Depending on what statistics one views, military sexual trauma (“MST”)
is significantly under-reported -- as many as five in six incidents of
MST are not reported. Although MST can and does exist against men and
women, it is by far suffered disproportionately by women. For example,
while women comprise 14 percent of the Army ranks, they account for 95
percent of all sex crime victims. A recent VA survey found that one in
four women said they experienced sexual harassment or assault.
Military service members who have experienced MST traditionally face multiple
problems in obtaining a disability rating based on the assault. First,
as noted, many assaults go unreported. Former Secretary of Defense Leon
Panetta estimated that incidents of sexual assault are roughly six times
as high as reports of the crimes. In one year recently, there were 3,191
reports of sexual assault throughout the U.S. military, but then-Secretary
Panetta said that the true estimate is closer to 19,000.
The reasons for not reporting the sexual assault can be the same as in
the civilian world – the shame that comes from being identified
as a victim of sexual assault, the fear that one will not be believed
–but survivors of MST face special hurdles that civilian survivors do not.
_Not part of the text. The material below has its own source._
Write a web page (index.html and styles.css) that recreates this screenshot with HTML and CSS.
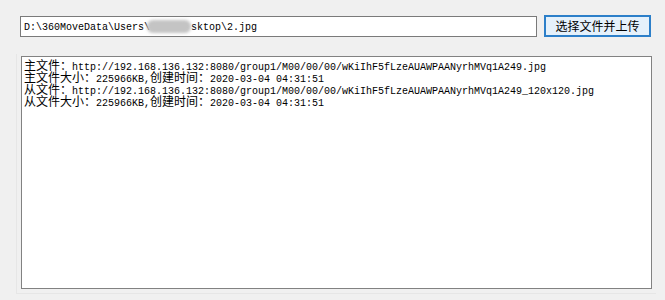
FILE: index.html
```html
<!DOCTYPE html>
<html lang="en">
<head>
    <meta charset="UTF-8">
    <title>FastDFS Upload</title>
    <link rel="stylesheet" href="styles.css">
</head>
<body>
    <div class="toolbar">
        <div class="path-box">D:\360MoveData\Users\<span class="blurred"></span>sktop\2.jpg</div>
        <button class="upload-btn">选择文件并上传</button>
    </div>

    <div class="frame">
        <div class="log">
            <div class="line"><span class="cn">主文件：</span>http://192.168.136.132:8080/group1/M00/00/00/wKiIhF5fLzeAUAWPAANyrhMVq1A249.jpg</div>
            <div class="line"><span class="cn">主文件大小：</span>225966KB,<span class="cn">创建时间：</span>2020-03-04 04:31:51</div>
            <div class="line"><span class="cn">从文件：</span>http://192.168.136.132:8080/group1/M00/00/00/wKiIhF5fLzeAUAWPAANyrhMVq1A249_120x120.jpg</div>
            <div class="line"><span class="cn">从文件大小：</span>225966KB,<span class="cn">创建时间：</span>2020-03-04 04:31:51</div>
        </div>
    </div>
</body>
</html>
```

FILE: styles.css
```css
body { margin: 0; background: #f0f0f0; font-family: "Liberation Mono", monospace; font-size: 10px; color: #000; }
.toolbar { display: flex; align-items: flex-start; padding: 15px 0 0 20px; }
.path-box { box-sizing: border-box; width: 517px; height: 21px; margin-top: 1px; padding: 3px 3px; background: #fff; border: 1px solid #7a7a7a; line-height: 14px; white-space: nowrap; }
.blurred { display: inline-block; width: 44px; height: 13px; margin-left: -3px; vertical-align: -3px; background: #c4c4c4; border-radius: 6px; filter: blur(1.5px); }
.upload-btn { box-sizing: border-box; width: 107px; height: 22px; margin-left: 7px; padding: 0; background: #e5f1fb; border: 2px solid #2c7fc9; font-family: "Noto Sans CJK SC", sans-serif; font-size: 12px; line-height: 16px; color: #000; }
.frame { margin: 17px 0 0 16px; width: 640px; padding: 2px 4px 4px 4px; box-sizing: border-box; border-left: 1px solid #e6e6e6; border-bottom: 1px solid #e6e6e6; }
.log { box-sizing: border-box; height: 233px; padding: 2px 2px; background: #fff; border: 1px solid #828282; }
.line { height: 12px; line-height: 12px; white-space: nowrap; }
.cn { font-family: "Noto Sans CJK SC", sans-serif; font-size: 12px; line-height: 12px; }
```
The military’s traditionally male-dominated culture, the uneven response
by commanders to MST reports, and the insular environment in which the
military operates all contribute to under-reporting. However, for many
survivors, particularly women, there is a more compelling reason not to
report. For many women, reporting means damage to their career.
As a result, when the VA is processing disability claims based on MST,
there are often not sufficient records for the VA to adjust the claim.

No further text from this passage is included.